Despite presenting life truisms, this isn’t ever real life in Brooklyn. It’s opera in Brooklyn. Just like an opera, the main characters each play a particular role and some take their role almost to the edge of overplaying it. Where else but this surreal world could Ronny deliver these lines with a straight face?

“Loretta, I love you. Not like they told you love is, and I didn’t know this either, but love don’t make things nice – it ruins everything. It breaks your heart. It makes things a mess. We aren’t here to make things perfect. The snowflakes are perfect. The stars are perfect. Not us. Not us! We are here to ruin ourselves and to break our hearts and love the wrong people and *die*. The storybooks are *bullshit*. Now I want you to come upstairs with me and *get* in my bed!”

And where else would Loretta hear these lines and go upstairs with him and get in his bed?

Another scene which delights me is when Loretta’s Uncle Raymond and Aunt Rita romance each other in bed under “Cosmo’s Moon” thus proving that romance doesn’t end when you’re fifty. Or even sixty.

There is a subplot that some might dislike and that is the one about Cosmo and his mistress. Cosmo is made to look somewhat foolish for going out with, as Loretta puts it, “some piece of cheap goods.” In the end, Rose puts an end to the relationship but the whole issue does leave a sour taste.

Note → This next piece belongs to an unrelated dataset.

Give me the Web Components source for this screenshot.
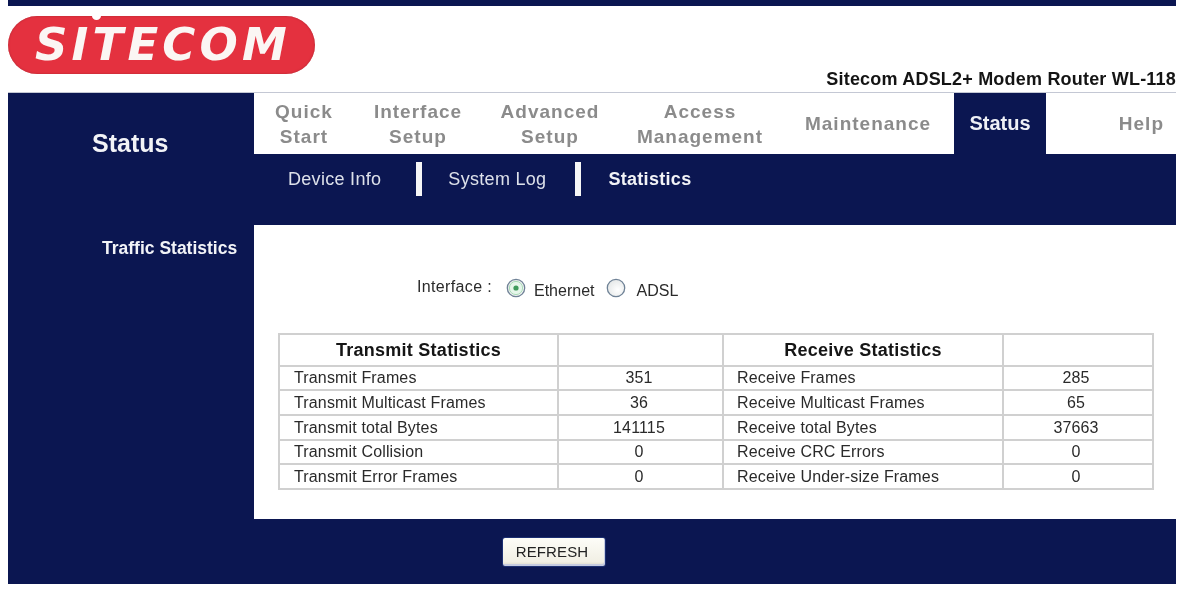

Who does Loretta end up with? The contrast between the two proposal scenes says it all. Johnny has to be told by Loretta how he should propose to her – and he chooses to do so at a restaurant! – while Ronny ceremoniously presents the ring, which is actually Johnny’s borrowed pinkie ring, to her family as they’re sitting in the kitchen of the Castorini home before asking her, in front of all of them, to marry him. And if this doesn’t tell you who she ends up with, then watch the movie.